* **SUPPLIED MATERIAL**
****************************************

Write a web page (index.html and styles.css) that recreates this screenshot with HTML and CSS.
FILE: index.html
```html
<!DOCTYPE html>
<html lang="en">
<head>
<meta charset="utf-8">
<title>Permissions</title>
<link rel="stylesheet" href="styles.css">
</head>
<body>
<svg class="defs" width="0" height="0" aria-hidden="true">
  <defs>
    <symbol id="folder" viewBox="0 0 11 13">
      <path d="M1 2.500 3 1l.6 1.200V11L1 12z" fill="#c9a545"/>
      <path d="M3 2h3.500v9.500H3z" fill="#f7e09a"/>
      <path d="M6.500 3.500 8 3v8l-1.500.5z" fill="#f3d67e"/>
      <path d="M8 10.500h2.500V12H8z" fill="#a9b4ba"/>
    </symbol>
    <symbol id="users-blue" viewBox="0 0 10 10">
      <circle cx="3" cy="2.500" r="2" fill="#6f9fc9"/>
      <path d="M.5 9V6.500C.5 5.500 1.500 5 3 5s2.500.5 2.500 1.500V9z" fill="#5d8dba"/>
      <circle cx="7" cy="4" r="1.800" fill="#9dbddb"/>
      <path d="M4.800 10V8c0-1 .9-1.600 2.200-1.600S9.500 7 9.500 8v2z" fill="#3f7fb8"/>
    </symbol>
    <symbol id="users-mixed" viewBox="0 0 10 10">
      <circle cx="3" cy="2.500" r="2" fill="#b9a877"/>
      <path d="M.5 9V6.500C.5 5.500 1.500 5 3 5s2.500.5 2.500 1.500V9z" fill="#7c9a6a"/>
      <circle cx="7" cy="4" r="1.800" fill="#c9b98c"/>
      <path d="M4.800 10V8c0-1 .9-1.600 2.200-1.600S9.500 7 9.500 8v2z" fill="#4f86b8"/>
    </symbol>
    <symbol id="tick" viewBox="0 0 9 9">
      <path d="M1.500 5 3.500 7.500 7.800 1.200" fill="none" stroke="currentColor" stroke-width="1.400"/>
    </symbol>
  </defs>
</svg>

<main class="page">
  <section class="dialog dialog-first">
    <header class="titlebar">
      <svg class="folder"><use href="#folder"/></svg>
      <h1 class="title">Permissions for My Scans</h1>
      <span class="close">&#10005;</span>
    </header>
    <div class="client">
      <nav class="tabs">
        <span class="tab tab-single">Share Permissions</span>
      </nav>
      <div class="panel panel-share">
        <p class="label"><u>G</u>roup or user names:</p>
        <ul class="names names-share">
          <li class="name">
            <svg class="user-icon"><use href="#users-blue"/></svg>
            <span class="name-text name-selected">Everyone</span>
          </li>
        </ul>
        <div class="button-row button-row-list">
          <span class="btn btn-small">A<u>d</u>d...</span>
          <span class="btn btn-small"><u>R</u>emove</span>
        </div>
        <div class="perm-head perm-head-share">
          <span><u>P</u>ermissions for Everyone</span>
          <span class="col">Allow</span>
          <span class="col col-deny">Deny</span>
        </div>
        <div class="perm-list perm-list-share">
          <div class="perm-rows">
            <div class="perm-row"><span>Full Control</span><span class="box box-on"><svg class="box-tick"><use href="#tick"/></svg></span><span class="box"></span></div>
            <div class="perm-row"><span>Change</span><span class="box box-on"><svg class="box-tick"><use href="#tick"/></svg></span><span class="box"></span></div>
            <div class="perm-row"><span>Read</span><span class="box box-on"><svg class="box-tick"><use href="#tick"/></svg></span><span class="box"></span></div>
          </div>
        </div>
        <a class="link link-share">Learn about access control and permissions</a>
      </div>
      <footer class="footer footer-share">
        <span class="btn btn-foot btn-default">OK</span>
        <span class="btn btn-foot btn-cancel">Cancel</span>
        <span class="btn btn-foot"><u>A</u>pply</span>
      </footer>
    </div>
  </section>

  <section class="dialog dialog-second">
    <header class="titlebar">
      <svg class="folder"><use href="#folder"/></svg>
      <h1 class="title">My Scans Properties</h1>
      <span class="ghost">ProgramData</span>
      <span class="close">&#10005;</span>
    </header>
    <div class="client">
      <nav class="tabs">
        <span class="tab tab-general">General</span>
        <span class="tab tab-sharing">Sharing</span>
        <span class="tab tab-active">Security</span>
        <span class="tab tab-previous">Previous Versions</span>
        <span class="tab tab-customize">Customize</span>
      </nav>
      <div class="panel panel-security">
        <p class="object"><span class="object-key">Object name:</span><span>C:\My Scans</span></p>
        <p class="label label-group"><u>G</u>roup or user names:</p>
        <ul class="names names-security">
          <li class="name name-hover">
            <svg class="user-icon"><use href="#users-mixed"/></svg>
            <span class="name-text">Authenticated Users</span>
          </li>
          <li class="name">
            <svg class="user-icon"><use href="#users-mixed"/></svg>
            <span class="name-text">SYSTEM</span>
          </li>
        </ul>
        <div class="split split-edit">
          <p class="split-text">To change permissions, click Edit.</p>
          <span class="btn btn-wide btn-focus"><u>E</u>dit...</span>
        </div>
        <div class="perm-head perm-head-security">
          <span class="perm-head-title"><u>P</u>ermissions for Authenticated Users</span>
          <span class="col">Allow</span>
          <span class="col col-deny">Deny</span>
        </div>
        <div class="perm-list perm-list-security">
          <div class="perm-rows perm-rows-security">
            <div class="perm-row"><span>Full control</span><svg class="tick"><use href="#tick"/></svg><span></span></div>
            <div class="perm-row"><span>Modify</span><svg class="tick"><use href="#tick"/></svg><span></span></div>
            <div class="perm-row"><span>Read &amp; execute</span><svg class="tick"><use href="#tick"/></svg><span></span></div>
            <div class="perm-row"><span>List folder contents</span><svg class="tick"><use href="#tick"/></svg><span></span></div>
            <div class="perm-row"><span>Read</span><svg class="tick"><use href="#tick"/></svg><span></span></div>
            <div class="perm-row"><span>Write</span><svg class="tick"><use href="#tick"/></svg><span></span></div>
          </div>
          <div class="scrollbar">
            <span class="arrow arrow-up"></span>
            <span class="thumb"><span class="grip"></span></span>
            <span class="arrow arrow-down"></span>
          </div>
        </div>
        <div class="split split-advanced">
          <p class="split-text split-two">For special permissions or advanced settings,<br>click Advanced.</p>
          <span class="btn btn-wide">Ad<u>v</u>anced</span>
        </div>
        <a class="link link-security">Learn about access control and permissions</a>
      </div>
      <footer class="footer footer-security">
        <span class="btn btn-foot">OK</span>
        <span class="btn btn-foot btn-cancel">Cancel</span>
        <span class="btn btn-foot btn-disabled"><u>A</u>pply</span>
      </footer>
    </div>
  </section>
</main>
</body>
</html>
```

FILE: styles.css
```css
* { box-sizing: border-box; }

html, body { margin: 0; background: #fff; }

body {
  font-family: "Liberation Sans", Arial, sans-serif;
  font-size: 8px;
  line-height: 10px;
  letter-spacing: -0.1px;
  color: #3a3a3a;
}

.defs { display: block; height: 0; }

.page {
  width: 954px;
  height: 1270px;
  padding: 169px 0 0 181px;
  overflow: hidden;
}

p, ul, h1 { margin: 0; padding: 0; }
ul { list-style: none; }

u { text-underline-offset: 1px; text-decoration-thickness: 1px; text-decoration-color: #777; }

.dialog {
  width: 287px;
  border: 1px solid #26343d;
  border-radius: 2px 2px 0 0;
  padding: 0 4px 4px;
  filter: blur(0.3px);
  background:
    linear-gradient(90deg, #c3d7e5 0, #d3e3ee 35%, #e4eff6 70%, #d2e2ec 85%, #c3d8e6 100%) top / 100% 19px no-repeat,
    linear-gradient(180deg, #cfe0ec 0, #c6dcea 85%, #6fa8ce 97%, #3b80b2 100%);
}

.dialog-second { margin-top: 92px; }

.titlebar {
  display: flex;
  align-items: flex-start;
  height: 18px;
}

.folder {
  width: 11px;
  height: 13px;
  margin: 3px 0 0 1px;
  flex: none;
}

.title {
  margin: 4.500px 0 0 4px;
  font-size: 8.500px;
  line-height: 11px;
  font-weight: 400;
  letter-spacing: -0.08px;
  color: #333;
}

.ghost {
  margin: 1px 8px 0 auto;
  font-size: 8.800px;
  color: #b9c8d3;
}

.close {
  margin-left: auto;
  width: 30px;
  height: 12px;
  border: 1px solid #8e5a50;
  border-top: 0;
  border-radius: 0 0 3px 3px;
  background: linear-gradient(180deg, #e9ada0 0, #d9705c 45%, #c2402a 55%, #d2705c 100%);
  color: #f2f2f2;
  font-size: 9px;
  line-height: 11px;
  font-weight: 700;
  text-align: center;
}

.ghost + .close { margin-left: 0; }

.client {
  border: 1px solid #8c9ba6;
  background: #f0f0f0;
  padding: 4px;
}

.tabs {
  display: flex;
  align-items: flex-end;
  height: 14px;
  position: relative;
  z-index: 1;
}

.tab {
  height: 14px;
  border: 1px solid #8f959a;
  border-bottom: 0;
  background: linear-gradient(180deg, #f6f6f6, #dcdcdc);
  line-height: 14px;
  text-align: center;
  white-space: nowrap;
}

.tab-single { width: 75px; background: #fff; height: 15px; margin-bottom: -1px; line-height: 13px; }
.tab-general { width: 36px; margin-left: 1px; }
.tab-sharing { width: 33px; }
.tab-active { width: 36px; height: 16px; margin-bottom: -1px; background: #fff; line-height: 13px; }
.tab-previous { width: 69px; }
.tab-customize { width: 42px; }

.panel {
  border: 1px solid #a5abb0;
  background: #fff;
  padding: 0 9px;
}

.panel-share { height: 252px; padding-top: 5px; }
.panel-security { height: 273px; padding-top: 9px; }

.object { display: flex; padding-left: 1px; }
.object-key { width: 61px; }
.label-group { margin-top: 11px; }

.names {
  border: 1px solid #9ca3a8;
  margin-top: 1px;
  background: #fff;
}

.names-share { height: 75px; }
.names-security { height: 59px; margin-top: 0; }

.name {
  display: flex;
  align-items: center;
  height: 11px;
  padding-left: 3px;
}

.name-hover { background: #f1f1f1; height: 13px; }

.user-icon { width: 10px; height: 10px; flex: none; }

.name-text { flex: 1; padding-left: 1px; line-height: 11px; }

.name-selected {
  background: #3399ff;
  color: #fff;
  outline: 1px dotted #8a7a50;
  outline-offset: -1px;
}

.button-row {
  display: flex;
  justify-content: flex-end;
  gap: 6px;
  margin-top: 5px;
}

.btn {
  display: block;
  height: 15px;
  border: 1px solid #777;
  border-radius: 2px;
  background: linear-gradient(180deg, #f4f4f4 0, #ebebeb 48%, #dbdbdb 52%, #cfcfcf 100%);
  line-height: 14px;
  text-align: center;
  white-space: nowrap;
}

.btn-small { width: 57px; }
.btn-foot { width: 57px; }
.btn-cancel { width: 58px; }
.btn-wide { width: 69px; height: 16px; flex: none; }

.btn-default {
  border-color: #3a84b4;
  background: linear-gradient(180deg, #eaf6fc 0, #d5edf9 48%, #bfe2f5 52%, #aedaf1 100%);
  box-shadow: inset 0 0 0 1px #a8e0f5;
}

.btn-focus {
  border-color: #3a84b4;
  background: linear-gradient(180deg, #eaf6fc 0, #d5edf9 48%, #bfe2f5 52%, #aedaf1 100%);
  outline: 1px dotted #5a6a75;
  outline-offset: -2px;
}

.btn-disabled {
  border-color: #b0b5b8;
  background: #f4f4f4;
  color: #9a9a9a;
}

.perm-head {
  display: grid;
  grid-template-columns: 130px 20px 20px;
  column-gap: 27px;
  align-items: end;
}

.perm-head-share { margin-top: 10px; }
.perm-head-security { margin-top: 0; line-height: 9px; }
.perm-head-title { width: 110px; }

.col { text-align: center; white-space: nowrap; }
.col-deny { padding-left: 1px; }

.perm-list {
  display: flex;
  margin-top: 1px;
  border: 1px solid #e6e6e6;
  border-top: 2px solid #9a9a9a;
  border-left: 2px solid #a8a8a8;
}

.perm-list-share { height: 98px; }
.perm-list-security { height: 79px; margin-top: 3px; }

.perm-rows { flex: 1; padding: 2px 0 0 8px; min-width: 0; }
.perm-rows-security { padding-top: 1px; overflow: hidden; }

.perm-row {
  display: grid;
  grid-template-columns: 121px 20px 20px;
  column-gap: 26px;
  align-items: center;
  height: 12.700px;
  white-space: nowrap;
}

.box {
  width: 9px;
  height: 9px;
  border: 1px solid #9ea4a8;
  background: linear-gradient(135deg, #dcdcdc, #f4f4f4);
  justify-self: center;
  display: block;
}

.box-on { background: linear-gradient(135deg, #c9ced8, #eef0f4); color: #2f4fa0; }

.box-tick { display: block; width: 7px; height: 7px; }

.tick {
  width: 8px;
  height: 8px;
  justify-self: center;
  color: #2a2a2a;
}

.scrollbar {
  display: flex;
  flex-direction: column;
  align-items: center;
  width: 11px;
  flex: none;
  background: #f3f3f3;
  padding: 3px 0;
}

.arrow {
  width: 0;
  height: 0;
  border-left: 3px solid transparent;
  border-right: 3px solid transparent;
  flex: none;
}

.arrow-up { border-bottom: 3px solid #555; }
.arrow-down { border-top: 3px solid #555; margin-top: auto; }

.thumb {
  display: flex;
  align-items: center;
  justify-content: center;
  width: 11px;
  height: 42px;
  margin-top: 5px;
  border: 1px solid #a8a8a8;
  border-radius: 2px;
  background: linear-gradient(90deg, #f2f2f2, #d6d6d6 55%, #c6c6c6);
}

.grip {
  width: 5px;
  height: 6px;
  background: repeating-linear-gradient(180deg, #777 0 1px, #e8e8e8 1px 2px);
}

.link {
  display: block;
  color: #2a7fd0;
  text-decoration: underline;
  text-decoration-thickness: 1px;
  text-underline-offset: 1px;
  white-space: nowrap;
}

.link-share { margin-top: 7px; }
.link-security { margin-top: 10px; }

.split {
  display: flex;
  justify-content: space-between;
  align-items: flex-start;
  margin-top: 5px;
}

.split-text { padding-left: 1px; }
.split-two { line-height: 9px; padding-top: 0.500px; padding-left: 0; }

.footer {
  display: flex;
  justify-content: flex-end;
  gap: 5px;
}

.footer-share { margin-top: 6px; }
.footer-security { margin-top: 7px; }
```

****************************************

* **WHAT TO DO**
Nothing but a number is needed here: how many lines hold the string "page"?

* **ANSWER TO THE TASK**
3